The executive order not only violates statutes that mandate specific safeguards and protections, but a general, landmark law known as the National Environmental Policy Act (NEPA). The law was enacted in the early 1970’s when environmental values were systematically ignored, resulting in catastrophes such as the Cuyahoga river catching fire, and urban smog that resembles what we see in cities in developing countries today. The law requires all federal agencies to take environmental impacts into account when making decisions such as issuing permits and regulations. As one judge wrote in an early decision interpreting this law, “NEPA mandates a rather finely tuned and ‘systematic’ balancing analysis [of] economic, technical, and environmental factors] in each instance.”
The 2 for 1 rule violates this statute.

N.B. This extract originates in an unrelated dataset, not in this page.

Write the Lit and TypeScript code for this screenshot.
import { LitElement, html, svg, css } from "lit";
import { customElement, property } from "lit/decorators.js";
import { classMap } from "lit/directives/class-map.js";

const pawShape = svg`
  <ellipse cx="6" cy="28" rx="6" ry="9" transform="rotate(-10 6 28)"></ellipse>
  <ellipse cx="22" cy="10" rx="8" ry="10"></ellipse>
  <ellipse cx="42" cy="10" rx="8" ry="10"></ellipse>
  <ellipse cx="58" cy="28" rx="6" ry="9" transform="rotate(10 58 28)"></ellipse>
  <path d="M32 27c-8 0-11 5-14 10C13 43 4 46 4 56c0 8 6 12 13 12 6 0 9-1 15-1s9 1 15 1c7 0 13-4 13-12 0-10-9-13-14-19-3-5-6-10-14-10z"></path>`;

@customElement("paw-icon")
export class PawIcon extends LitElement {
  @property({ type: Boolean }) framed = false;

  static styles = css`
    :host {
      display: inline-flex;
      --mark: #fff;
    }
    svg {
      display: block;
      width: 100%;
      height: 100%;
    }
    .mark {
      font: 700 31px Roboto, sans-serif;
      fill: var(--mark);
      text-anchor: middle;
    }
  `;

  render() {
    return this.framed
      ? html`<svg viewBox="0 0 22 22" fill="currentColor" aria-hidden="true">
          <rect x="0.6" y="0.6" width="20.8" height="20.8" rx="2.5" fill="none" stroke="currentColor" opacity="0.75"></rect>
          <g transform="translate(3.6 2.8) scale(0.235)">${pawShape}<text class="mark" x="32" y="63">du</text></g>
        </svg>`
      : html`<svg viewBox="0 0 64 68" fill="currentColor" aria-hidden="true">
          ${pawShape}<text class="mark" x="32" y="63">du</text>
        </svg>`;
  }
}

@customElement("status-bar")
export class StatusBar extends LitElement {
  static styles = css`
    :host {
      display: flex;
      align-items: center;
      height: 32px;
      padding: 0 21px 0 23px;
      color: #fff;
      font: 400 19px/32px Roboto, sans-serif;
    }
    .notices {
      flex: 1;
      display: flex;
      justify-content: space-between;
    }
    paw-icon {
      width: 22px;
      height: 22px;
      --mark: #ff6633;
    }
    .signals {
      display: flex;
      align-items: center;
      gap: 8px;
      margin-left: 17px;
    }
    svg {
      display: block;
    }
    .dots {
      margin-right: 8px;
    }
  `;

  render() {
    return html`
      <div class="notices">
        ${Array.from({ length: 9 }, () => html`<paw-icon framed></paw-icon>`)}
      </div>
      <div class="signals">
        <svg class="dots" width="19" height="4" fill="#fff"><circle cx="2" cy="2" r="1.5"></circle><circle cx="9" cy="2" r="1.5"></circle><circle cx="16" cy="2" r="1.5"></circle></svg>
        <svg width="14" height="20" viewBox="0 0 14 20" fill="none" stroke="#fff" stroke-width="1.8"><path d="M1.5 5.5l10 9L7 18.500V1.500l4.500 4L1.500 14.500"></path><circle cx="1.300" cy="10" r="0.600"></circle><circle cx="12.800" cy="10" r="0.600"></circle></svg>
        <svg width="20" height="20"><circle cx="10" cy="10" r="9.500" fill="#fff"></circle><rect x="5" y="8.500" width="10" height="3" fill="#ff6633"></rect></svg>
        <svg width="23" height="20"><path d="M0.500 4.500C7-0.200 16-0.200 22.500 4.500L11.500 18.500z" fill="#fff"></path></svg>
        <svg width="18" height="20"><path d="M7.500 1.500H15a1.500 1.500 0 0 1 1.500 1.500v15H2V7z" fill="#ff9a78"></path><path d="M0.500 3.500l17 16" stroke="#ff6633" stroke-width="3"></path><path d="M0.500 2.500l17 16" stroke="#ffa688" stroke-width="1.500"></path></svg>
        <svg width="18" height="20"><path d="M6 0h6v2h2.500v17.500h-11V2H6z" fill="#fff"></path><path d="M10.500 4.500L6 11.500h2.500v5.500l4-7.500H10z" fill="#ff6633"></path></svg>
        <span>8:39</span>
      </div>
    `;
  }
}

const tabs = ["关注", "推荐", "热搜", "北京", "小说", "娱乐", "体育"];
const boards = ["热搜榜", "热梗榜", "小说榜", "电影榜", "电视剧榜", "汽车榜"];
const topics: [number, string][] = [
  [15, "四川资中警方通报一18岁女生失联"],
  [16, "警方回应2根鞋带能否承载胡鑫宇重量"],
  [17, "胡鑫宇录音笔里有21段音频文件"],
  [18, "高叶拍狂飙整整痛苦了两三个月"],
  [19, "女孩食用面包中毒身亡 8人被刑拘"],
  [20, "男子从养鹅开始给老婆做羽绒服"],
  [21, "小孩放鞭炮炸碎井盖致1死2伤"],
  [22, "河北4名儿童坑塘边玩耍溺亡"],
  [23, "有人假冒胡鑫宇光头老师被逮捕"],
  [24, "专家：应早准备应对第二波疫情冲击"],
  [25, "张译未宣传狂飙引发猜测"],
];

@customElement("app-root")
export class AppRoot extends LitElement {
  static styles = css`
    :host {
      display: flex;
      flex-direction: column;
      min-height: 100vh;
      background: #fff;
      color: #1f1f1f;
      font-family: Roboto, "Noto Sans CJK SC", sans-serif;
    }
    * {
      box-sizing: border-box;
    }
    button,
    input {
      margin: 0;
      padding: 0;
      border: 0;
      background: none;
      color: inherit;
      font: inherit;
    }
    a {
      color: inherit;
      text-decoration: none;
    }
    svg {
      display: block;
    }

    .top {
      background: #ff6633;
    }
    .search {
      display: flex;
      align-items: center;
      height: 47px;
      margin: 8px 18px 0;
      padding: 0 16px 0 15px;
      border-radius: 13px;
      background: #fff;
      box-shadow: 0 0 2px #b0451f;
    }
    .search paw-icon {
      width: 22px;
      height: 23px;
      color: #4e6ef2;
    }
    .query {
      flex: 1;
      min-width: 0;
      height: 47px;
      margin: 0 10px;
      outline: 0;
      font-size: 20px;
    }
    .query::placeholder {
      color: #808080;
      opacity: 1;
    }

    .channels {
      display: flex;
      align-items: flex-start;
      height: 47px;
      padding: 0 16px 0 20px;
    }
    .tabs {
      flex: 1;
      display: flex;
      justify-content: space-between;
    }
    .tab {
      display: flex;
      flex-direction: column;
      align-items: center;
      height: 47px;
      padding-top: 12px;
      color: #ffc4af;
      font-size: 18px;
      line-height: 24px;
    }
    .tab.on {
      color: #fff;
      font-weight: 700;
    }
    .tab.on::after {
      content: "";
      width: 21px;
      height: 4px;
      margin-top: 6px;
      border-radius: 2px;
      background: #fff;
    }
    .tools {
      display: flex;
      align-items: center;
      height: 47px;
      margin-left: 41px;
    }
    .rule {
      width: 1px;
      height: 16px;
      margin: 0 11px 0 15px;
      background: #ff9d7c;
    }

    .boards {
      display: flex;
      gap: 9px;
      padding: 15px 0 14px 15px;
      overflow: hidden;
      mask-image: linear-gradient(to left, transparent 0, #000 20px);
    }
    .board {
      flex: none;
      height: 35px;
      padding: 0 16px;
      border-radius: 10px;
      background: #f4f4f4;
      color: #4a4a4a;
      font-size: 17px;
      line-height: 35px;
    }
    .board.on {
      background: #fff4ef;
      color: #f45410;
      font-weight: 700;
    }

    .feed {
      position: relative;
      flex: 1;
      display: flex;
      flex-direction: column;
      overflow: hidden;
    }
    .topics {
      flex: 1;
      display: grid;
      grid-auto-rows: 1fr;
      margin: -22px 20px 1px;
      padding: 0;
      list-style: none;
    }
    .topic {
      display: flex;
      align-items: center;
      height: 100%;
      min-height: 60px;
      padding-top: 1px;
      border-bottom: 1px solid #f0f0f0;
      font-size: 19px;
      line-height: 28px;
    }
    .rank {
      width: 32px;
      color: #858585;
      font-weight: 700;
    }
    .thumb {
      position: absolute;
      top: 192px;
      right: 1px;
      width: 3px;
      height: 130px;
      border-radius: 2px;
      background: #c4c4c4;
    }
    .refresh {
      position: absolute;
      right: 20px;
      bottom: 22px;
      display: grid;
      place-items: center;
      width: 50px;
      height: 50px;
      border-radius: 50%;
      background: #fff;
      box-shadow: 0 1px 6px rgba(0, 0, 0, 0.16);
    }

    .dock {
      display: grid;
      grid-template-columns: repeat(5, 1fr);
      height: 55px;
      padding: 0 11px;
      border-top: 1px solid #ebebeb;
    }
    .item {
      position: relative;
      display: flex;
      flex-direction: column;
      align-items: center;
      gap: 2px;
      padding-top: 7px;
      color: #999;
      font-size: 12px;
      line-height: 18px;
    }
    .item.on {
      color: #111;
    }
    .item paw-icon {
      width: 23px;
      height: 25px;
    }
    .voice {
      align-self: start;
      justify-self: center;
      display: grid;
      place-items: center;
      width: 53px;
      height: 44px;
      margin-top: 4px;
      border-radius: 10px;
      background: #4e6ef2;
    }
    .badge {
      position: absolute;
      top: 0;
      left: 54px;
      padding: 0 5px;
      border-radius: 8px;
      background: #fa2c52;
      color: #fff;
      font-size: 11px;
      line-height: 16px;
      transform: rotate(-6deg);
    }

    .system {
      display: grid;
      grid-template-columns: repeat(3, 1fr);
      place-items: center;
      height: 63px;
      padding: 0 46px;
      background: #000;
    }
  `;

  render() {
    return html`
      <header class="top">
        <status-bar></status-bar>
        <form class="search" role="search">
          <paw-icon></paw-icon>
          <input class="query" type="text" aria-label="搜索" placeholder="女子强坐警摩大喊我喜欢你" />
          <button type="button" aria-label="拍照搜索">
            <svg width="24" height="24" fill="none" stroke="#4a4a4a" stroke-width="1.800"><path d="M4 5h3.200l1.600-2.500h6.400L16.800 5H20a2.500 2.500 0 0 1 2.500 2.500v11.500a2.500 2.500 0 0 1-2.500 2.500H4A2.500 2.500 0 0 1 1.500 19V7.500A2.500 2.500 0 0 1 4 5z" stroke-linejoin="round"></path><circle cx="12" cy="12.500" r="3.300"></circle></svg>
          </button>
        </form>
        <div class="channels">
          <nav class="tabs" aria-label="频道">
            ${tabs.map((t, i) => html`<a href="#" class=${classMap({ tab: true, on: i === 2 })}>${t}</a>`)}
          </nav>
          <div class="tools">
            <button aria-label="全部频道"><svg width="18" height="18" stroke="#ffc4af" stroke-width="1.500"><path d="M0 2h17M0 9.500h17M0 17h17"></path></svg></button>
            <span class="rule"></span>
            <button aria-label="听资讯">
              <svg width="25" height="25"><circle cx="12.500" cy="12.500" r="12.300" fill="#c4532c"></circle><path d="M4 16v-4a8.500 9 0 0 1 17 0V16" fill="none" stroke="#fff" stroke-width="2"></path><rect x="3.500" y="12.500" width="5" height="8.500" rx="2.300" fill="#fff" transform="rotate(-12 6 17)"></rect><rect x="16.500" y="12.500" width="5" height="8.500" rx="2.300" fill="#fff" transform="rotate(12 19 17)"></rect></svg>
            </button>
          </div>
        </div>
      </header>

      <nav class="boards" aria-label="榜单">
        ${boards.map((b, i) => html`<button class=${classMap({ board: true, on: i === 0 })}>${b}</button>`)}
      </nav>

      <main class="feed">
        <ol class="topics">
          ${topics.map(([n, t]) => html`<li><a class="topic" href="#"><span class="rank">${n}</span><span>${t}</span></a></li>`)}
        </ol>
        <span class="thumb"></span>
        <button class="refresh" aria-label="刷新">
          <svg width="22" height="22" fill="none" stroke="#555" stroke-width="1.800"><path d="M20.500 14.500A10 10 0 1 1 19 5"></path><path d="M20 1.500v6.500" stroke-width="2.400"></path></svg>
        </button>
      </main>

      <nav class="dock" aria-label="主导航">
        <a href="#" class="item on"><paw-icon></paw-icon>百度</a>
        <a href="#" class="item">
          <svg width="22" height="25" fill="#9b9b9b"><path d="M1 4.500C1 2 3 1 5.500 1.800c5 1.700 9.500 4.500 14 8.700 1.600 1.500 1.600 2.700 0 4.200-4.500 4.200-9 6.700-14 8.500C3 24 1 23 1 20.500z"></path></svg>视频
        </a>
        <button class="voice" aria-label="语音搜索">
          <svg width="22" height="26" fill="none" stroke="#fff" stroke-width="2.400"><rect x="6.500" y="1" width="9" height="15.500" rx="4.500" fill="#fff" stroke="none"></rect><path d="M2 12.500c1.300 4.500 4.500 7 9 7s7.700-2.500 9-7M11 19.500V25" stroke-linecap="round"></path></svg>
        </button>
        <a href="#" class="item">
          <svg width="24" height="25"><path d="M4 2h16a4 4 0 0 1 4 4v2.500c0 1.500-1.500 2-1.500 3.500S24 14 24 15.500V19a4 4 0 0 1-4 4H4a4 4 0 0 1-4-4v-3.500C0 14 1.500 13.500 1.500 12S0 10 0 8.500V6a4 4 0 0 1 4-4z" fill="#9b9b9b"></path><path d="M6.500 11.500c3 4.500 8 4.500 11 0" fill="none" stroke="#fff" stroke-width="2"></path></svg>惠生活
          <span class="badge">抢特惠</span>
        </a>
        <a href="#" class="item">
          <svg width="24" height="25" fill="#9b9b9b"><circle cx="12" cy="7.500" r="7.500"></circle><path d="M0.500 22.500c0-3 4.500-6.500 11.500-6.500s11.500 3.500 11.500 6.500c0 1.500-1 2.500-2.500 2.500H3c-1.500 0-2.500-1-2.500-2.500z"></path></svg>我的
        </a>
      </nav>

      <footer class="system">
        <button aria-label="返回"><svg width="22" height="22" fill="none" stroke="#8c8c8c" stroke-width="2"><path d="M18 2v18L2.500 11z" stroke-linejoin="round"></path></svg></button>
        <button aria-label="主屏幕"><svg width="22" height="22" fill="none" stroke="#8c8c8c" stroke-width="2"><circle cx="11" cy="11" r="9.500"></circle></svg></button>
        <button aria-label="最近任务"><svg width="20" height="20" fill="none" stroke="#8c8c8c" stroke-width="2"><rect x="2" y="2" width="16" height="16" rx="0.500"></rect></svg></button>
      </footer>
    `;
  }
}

In order to comply with 2 for 1, agencies will be forced to forego the “finely tuned and ‘systematic’ balancing analysis” and focus solely on the issue of the cost of a new regulation, and the costs of existing ones.
The order compels agencies to take “arbitrary and capricious action”. When agencies issue regulations, their decisions must not be “arbitrary and capricious.” Agencies act arbitrarily and capriciously when they rely “on factors which Congress has not intended it to consider” or “entirely fail to consider an important aspect of the problem.”
Our attorneys show that the executive order actually compels agencies to act arbitrarily and capriciously. This is because the order requires agencies to focus on the costs, and ignore the benefits. For example, if a proposed new Department of Energy regulation requires companies manufacture washing machines to add energy-efficient controls at a cost $10 million, but those controls save purchasers $30 million in energy costs, the agency must ignore the $30 million in benefits of these savings in the “2 for 1” calculus. In order to issue this regulation, DOE would have to repeal two existing regulations that cost at least $10 million to go forward with the new regulation—even though the benefits of the regulation exceed the cost by a factor of three!
But it gets even worse: when calculating the costs of existing regulations to be repealed, agencies cannot consider the sunk costs of the existing regulations, meaning the costs that businesses have already incurred to comply. So, to build upon the prior example, if DOE were to repeal two other appliance efficiency regulations that cost industry $10 million to comply, but $8 million of those costs have already been incurred, DOE’s repeal of two existing regulations would only give it $2 million as an offset to the new $10 million “cost” of the new regulation. DOE would have to find and repeal numerous other regulations with present day costs of $8 million in order to reach the $10 million in offsets.
Have you ever heard of a more rigged (and arbitrary) system?
Next steps
The four plaintiffs in this suit, and now UCS, have asked the court to rule that the executive order is invalid on its face. If we prevail, the government will not be allowed to enforce it.